Note the lack of an -l flag in this documentation.
Other bournelikes--shells vaguely based on /bin/sh--are similar; ZSH also has an internal "time" or can run whatever turns up in PATH:
$ exec zsh % whence -a time time /usr/bin/time % exec ksh
There are various ways to bypass the internal "time" command, if you really do want to use time(1) and not the one provided by the shell,
/usr/bin/time -l sleep 1 command time -l sleep 1 \time -l sleep 1 exec time -l sleep 1
though that last one might not be useful if the terminal output vanishes, and the \time trick to bypass aliases is also a bit clever and probably should not be used.
$ alias echo='builtin echo ohce' $ echo foo ohce foo $ \echo foo foo $ unalias echo
Note that "echo" also has shell-internal and external command implementations, and like "time" the different implementations vary. Hence the recommendation to use printf(1) in shell scripts that make at least some claim to portability.
$ which bash which: bash: Command not found.
Anyways, how can you know what "time" command you are actually running, besides from studying the system for probably too long? One way is process tracing; our hypothesis is that we are running time(1), so ideally we would like to see evidence for that. Care must be taken to setup a correct test: are you running the right commands, and tracing the right processes?

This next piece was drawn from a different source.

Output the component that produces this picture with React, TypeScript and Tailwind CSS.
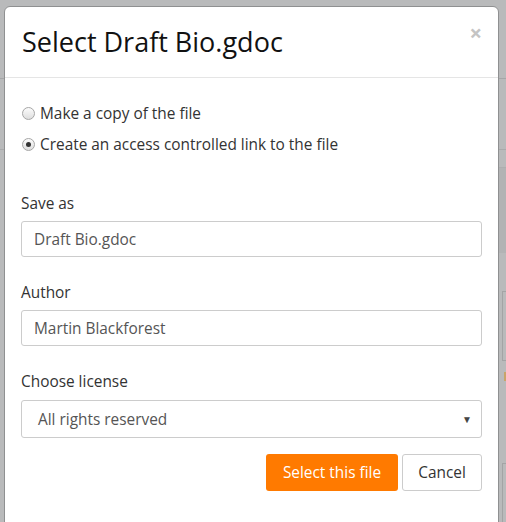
import React from "react";

const font = { fontFamily: '"Open Sans", "Noto Sans", sans-serif' };

function Radio({ checked }: { checked?: boolean }) {
  return (
    <span className="w-[13px] h-[13px] rounded-full border border-[#a6a6a6] bg-gradient-to-b from-[#fcfcfc] to-[#dedede] flex items-center justify-center shrink-0">
      {checked && <span className="w-[5px] h-[5px] rounded-full bg-[#333]" />}
    </span>
  );
}

function Field({ label, value, className }: { label: string; value: string; className: string }) {
  return (
    <div className={className}>
      <div className="text-[15.4px] leading-5 text-[#333] pt-[1px] h-5">{label}</div>
      <div className="mt-2 h-9 border border-[#cccccc] rounded-[3px] px-3 pt-[2px] flex items-center text-[15.4px] text-[#555]">
        {value}
      </div>
    </div>
  );
}

export default function App() {
  return (
    <div className="relative w-[506px] h-[522px] overflow-hidden bg-[#b9babb]" style={font}>
      {/* page behind the backdrop */}
      <div className="flex flex-col pt-[78px]">
        <div className="border-t border-[#a5a6a7] h-[71px]" />
        <div className="border-t border-[#a9aaab] flex justify-end">
          <div className="w-[8px] mt-[17px] h-[86px] bg-[#b2b3b4] border-t border-[#adaeaf]" />
        </div>
        <div className="flex justify-end">
          <div className="w-[4px] mt-[38px] h-[70px] border border-r-0 border-[#a3a4a5]" />
        </div>
        <div className="flex justify-end">
          <div className="w-[2px] mt-[11px] h-[9px] bg-[#c9a46a]" />
        </div>
        <div className="flex justify-end">
          <div className="w-[4px] mt-[82px] h-[70px] border border-r-0 border-[#a3a4a5]" />
        </div>
      </div>

      {/* modal */}
      <div className="absolute left-[4px] top-[6px] w-[495px] h-[540px] bg-white border border-[#8f9091] rounded-[6px]">
        <div className="relative h-[71px] border-b border-[#e5e5e5] flex items-center px-[17px]">
          <h4 className="text-[27px] leading-none text-[#111] pb-[1px]">Select Draft Bio.gdoc</h4>
          <span className="absolute right-[16px] top-[14px] text-[22px] font-bold leading-none text-[#c4c4c4]">×</span>
        </div>

        <div className="px-4 pt-[25px]">
          <label className="flex items-center gap-[5px] h-5 text-[15.4px] text-[#333]">
            <span className="ml-[1px]"><Radio /></span>
            <span className="pt-[2px]">Make a copy of the file</span>
          </label>
          <label className="flex items-center gap-[5px] h-5 mt-[11px] text-[15.4px] text-[#333]">
            <span className="ml-[1px]"><Radio checked /></span>
            <span className="pt-[2px]">Create an access controlled link to the file</span>
          </label>

          <Field className="mt-[39px]" label="Save as" value="Draft Bio.gdoc" />
          <Field className="mt-[25px]" label="Author" value="Martin Blackforest" />

          <div className="mt-[25px]">
            <div className="text-[15.4px] leading-5 text-[#333] pt-[1px] h-5">Choose license</div>
            <div className="mt-[9px] h-[38px] border border-[#cccccc] rounded-[3px] pl-4 pr-[9px] flex items-center justify-between text-[15.4px] text-[#555]">
              <span className="pt-[2px]">All rights reserved</span>
              <span className="text-[10px] text-[#444]">▼</span>
            </div>
          </div>

          <div className="mt-4 flex justify-end gap-[4px]">
            <button className="h-[37px] w-[132px] rounded-[3px] bg-[#ff7a00] text-white text-[15.4px] pt-[1px]">Select this file</button>
            <button className="h-[37px] w-[80px] rounded-[3px] border border-[#cccccc] bg-white text-[#333] text-[15.4px] pt-[1px]">Cancel</button>
          </div>
        </div>
      </div>
    </div>
  );
}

$ ktrace -i ksh -c 'time sleep 1' 0m01.00s real 0m00.00s user 0m00.00s system $ kdump | grep fork 34187 ksh CALL fork() 34187 ksh RET fork 70455/0x11337 70455 ksh RET fork 0
The fork here is ksh launching sleep(1); there is no time(1) being run. If time(1) were being run, it should appear as " 1234 time" for some random process ID, which it does if we use the fully qualified path to time:
$ kdump | perl -nle 'print if m/^\s*\d+\s+time/a' $ ktrace -i ksh -c '/usr/bin/time sleep 1' 1.00 real 0.00 user 0.00 sys $ kdump | perl -nle 'print if m/^\s*\d+\s+time/a' | sed 1q 67399 time NAMI "/usr/libexec/ld.so" $ kdump | grep fork 74945 ksh CALL fork() 74945 ksh RET fork 67399/0x10747 67399 ksh RET fork 0 67399 time CALL vfork() 67789 time RET vfork 0 67399 time RET vfork 67789/0x108cd
A major problem here is that we must have a doubt that time(1) is actually being run; knowledge of shell reserved words and builtins would help increase that doubt. Lacking doubt, it is easier to claim a documentation problem or some other bug on the assumption that time(1) is being run.